We have encountered pioneering feminists in earlier classes: Christine de Pizan (1364–1430) wrote a book about celebrated women in history; Mary Wollstonecraft (1759–97), the mother of Mary Shelley, published her Vindication of the Rights of Women in 1792; and Virginia Woolf (1882–1941) made an impassioned plea for creative economy in A Room of One's Own (1929). This class will look at their successors: women who have made womanhood an essential part of their work. Their anthem might be the iconic 1971 song, "I am Woman, Hear Me Roar," by Helen Reddy (1941–2020). The images above show a 1906 self-portrait by Paula Modersohn-Becker (1876–1907), the first woman artist to paint herself naked, and The Dinner Party (1979), a monumental work by Judy Chicago (b.1939), with place-settings for 39 women in history around a triangular table.

 May 9
Okoye, Gorman, and Crosby
Nideka Akunyili Crosby: Nyado / Amanda Gorman and Nkeiru Okoye (insets) RESOURCES

12. Made in Our Century

The Twenty-First Century has seen an astounding flowering of talented women in all fields of artistic creation. This final class will celebrate work produced in the past two decades—indeed the past two years, if possible. It would be premature to single out names, but I can comment on the three Black artists shown here. Composer Nkeiru Okoye (b.1972) is of mixed American and Nigerian heritage; her 2020 work Black Bottom was commissioned by the Detroit Symphony Orchestra.
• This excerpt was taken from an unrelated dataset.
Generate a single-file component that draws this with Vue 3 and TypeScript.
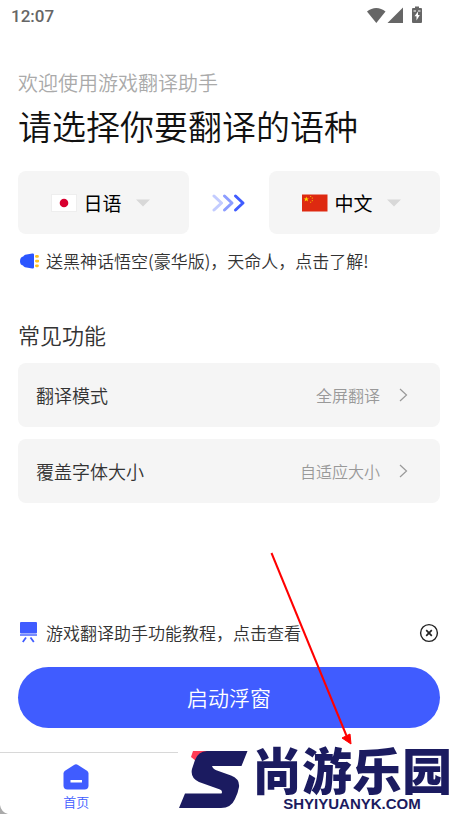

Painter Nideka Akunyili Crosby (b.1983) was born in Nigeria; much of her work, which won her the MacArthur Award in 2017, is about her marriage to a white American artist. African American poet Amanda Gorman (b.1998) delivered her poem "The Hill We Climb" at the 2021 inauguration of President Biden, the youngest ever poet to be so honored.